Les dés en étaient jetés, il n’y avait plus d’espoir, et à 19h25 le Saracen disparaissait sous les flots dans un énorme bouillonnement d’écume. Sans son abandon aussi rapide, ce navire aurait certainement pu être sauvé car il était tout à fait possible de l’échouer aux Blancs Sablons, tout proche, ou encore à Portzmoguer. Difficile pour le commandant John Ears Don Grant d’expliquer ce désastre. Il évoqua pour se dédouaner quatre hypothèses : une torpille lancée par un sous-marin allemand, une « machine infernale » placée dans son bateau à Bilbao, un choc avec une épave ou un haut fond débordant du plateau des Plâtresses. Lors de son procès, il fut même avancé la possibilité d’avoir heurté une mine mouillée par le sous-marin ennemi UC36… Problème, le UC36 avait disparu 7 mois plus tôt, le 16 mai, et s’il posait bien des mines, ce n’était pas en Bretagne mais en face de Zeebrugge en Belgique !

Hélas pour lui aucune de ces hypothèses ne fut retenue par la commission d’enquête qui nota dans son rapport ces mots : « Le capitaine est incontestablement coupable quelque que soit la cause de l’accident. Au lieu de prendre le thé, il aurait dû être sur la passerelle et, plus expérimenté que son officier de quart, il aurait sûrement, en se voyant si près de la bouée de Sud Est, redressé sa route et évité le désastre. »
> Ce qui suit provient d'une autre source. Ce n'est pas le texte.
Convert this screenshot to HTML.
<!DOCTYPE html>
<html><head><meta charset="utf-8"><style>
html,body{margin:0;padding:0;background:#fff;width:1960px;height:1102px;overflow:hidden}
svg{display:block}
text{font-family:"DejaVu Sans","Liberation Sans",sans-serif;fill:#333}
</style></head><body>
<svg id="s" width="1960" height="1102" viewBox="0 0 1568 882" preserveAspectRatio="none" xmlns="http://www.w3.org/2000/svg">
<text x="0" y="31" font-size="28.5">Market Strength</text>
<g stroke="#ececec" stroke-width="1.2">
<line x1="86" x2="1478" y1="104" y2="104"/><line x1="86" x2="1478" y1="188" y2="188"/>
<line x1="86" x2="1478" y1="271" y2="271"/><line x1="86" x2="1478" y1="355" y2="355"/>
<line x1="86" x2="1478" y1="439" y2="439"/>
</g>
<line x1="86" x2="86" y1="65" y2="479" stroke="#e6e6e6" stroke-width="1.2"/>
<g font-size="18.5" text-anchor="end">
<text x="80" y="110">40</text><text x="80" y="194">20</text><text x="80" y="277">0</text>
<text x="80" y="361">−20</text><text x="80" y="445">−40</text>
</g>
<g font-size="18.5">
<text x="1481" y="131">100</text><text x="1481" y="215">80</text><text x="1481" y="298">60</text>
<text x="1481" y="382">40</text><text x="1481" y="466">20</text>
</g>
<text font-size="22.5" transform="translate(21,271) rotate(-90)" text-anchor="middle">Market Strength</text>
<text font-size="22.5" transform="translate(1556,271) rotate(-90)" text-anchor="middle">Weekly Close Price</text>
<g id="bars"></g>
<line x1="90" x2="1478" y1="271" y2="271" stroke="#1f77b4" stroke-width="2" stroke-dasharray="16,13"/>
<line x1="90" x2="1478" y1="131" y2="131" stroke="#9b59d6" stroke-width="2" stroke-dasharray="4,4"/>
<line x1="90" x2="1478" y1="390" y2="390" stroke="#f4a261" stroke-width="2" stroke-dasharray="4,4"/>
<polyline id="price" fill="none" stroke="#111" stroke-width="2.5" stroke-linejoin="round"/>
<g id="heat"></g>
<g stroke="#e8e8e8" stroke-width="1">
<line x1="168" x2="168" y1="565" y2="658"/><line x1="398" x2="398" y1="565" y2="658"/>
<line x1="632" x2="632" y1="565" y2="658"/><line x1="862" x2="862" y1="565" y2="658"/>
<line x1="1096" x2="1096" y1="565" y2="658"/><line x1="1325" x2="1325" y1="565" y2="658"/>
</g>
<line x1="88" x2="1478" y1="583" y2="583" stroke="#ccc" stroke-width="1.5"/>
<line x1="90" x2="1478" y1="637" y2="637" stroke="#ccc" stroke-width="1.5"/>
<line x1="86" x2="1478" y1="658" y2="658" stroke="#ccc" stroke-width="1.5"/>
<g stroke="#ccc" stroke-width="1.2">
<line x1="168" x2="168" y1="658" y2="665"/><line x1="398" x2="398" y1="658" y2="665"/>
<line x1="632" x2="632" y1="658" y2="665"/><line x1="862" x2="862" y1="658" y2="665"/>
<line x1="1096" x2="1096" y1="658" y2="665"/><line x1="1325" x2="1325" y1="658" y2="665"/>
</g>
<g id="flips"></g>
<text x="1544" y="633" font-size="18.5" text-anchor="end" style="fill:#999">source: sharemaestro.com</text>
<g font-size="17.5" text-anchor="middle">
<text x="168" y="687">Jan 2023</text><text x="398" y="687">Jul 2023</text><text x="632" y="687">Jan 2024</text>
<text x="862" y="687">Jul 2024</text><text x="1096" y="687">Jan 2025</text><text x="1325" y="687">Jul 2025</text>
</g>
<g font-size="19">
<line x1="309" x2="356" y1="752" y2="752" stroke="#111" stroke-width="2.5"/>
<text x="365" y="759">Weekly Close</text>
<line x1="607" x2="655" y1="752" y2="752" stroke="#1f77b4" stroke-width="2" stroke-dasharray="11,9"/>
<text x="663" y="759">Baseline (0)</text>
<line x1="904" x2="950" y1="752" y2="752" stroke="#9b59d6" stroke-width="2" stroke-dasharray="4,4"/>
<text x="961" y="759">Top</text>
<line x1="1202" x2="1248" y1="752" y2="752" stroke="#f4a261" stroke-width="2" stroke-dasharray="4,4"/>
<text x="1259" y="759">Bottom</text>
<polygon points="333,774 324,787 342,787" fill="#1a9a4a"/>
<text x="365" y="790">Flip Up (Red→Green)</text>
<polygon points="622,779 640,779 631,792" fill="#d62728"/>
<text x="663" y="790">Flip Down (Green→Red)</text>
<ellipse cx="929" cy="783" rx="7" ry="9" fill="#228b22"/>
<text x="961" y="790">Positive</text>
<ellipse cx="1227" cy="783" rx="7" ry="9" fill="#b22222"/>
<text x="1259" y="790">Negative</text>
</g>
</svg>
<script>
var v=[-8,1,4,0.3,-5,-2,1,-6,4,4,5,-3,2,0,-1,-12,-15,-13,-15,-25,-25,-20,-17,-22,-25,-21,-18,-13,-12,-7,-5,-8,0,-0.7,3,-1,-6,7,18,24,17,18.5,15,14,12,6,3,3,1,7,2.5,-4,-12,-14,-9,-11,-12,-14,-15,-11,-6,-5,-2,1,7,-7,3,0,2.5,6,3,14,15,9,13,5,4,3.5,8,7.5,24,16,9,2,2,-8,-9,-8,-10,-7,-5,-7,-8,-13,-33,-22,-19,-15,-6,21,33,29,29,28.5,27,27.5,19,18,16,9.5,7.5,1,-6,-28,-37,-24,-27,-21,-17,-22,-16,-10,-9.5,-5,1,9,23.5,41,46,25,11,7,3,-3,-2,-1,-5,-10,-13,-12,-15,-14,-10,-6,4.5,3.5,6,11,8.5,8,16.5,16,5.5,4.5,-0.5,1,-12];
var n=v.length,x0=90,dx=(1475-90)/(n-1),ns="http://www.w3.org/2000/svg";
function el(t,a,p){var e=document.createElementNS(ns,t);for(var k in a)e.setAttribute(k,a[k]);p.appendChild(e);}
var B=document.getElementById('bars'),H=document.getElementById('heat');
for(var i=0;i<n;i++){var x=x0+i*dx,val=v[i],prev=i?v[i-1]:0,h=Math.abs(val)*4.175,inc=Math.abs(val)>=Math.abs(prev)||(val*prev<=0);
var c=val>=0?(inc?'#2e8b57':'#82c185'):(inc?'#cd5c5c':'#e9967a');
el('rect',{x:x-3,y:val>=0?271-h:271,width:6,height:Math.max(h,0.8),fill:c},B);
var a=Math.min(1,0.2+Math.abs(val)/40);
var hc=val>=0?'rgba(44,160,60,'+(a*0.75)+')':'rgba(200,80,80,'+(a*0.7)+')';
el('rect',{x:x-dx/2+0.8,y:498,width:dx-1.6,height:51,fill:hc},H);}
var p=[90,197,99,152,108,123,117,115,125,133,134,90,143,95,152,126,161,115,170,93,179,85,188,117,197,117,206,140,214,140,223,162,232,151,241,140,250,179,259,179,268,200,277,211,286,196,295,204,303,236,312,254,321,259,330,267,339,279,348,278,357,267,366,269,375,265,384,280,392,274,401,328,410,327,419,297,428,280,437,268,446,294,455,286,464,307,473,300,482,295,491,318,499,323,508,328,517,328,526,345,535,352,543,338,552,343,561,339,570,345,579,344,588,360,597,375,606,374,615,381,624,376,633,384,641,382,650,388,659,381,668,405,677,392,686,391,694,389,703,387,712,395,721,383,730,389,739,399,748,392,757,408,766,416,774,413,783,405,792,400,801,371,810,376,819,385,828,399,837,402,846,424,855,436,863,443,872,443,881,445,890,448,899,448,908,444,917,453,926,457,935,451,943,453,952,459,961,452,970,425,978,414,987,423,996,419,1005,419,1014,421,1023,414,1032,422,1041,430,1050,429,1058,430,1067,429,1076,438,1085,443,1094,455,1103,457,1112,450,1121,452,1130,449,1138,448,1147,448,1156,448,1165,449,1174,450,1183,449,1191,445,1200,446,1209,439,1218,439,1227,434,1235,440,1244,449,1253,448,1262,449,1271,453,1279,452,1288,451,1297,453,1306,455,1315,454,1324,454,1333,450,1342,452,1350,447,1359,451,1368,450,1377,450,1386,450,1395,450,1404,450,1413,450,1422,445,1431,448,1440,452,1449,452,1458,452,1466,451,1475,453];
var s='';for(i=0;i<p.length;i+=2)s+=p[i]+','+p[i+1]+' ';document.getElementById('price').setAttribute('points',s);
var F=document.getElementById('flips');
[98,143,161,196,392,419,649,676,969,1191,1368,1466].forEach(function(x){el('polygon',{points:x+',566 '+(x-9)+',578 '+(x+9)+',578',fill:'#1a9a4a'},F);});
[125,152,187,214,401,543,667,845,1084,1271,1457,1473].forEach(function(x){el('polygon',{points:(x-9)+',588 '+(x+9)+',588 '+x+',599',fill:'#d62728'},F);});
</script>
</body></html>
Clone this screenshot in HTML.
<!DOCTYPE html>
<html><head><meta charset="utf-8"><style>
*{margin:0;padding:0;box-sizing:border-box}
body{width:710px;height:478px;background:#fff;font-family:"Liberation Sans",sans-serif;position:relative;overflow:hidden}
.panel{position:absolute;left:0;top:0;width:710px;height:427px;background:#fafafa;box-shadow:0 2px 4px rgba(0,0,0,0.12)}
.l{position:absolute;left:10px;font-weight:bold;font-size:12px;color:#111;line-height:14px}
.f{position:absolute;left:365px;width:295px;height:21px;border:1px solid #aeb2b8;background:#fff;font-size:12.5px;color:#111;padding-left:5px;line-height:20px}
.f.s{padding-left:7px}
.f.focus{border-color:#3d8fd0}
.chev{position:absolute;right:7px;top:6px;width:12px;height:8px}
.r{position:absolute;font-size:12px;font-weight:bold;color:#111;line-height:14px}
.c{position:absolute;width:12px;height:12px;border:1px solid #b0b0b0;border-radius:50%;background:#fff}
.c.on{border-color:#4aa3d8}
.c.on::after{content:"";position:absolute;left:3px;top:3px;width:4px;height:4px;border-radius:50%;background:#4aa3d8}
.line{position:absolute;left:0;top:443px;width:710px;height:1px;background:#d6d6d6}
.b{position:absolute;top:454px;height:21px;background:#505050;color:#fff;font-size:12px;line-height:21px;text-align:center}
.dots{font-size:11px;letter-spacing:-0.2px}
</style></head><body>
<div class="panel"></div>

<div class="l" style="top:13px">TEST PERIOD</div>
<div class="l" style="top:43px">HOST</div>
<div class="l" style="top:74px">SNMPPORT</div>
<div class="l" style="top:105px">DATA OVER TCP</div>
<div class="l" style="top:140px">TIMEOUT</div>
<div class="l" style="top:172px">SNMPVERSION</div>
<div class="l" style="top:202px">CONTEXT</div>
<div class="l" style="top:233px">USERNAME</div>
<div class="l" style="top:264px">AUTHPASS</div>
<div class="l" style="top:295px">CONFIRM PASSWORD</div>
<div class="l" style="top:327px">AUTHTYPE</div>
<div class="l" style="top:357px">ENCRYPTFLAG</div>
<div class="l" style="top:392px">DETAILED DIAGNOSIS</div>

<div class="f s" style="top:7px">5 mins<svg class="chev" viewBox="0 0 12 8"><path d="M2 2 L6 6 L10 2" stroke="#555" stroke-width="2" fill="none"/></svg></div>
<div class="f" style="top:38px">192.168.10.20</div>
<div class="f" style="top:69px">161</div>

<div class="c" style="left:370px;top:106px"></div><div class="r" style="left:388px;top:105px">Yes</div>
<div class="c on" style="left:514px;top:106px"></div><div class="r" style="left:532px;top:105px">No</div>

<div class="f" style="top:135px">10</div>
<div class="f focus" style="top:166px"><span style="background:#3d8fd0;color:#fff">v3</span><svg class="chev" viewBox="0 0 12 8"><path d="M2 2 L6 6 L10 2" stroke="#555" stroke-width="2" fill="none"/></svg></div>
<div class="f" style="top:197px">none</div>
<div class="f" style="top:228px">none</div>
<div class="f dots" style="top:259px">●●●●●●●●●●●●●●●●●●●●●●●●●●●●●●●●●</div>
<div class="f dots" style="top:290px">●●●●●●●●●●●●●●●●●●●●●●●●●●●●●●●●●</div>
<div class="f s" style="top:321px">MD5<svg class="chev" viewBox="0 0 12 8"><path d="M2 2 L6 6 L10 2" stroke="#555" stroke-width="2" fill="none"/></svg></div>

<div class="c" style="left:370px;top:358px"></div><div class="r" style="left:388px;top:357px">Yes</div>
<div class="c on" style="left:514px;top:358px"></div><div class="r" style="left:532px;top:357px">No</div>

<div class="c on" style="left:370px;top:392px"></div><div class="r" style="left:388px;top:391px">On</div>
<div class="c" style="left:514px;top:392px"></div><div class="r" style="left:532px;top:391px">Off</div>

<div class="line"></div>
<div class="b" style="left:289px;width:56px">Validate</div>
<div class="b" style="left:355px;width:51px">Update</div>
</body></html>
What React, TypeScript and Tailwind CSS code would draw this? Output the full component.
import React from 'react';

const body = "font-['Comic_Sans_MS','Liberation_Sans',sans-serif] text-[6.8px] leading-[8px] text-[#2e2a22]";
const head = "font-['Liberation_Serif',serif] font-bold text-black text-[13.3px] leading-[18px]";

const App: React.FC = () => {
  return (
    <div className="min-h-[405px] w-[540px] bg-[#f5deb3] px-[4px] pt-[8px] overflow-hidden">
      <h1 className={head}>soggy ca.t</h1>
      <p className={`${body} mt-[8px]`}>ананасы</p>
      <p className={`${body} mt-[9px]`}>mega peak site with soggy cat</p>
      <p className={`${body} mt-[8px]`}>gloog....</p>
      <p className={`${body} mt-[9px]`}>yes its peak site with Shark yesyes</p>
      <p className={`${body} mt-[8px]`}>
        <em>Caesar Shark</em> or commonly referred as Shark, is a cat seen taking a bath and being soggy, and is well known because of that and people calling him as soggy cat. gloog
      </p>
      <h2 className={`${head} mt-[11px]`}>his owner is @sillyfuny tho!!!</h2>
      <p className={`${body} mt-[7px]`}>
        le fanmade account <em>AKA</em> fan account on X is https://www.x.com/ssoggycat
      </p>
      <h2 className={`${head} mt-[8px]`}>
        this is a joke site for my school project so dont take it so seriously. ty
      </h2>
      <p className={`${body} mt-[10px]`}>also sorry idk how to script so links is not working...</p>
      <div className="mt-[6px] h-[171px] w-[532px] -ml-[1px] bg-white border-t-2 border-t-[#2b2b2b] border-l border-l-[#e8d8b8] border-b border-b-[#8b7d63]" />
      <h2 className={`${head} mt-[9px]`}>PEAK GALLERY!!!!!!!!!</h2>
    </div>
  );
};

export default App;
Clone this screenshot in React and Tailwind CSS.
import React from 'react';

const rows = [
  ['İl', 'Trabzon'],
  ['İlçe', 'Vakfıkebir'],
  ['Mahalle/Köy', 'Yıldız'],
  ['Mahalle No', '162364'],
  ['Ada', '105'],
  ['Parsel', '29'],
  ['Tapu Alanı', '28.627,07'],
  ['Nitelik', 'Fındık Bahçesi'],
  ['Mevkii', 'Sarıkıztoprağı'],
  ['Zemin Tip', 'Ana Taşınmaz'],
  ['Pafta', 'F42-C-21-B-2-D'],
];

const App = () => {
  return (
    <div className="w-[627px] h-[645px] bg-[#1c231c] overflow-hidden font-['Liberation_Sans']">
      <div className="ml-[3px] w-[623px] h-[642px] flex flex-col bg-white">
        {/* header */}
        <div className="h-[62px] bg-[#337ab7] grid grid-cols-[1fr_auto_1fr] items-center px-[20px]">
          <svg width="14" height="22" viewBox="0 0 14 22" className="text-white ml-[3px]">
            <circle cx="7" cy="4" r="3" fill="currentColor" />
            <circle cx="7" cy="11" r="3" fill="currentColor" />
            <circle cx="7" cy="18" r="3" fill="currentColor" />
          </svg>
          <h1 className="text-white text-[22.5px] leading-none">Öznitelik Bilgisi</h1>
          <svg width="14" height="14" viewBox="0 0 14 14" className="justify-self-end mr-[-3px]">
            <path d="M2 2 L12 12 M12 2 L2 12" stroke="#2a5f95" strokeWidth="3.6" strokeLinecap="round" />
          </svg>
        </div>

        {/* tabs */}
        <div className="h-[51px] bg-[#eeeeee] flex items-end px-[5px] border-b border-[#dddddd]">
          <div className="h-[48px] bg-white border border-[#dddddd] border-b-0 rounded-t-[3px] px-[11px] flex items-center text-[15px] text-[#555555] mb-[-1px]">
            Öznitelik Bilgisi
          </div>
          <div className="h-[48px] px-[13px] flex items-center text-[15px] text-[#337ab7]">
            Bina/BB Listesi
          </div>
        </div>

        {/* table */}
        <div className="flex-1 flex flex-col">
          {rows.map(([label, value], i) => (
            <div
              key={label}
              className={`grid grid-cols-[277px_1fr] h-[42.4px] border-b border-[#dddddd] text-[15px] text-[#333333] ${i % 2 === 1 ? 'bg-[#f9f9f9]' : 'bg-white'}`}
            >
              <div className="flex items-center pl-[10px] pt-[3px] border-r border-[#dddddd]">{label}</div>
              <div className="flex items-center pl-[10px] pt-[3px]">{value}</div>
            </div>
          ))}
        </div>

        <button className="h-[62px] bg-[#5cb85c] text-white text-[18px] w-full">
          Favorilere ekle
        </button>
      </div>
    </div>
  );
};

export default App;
L’épave se trouve à la latitude 48° 25, 365 N et la longitude 004° 52, 224 W, entre 40 et 50 mètres de profondeur selon la marée. Son exploration en plongée est possible mais réservée aux plongeurs confirmés, du fait de la position dans une zone peu abritée et la possibilité de forts courants. L’épave qui se présente en deux parties séparées par une grosse déchirure en forme de « V », est posée droit sur sa quille, énorme et impressionnante dans cette eau sombre dont la visibilité est de moins de 10 mètres par beau temps.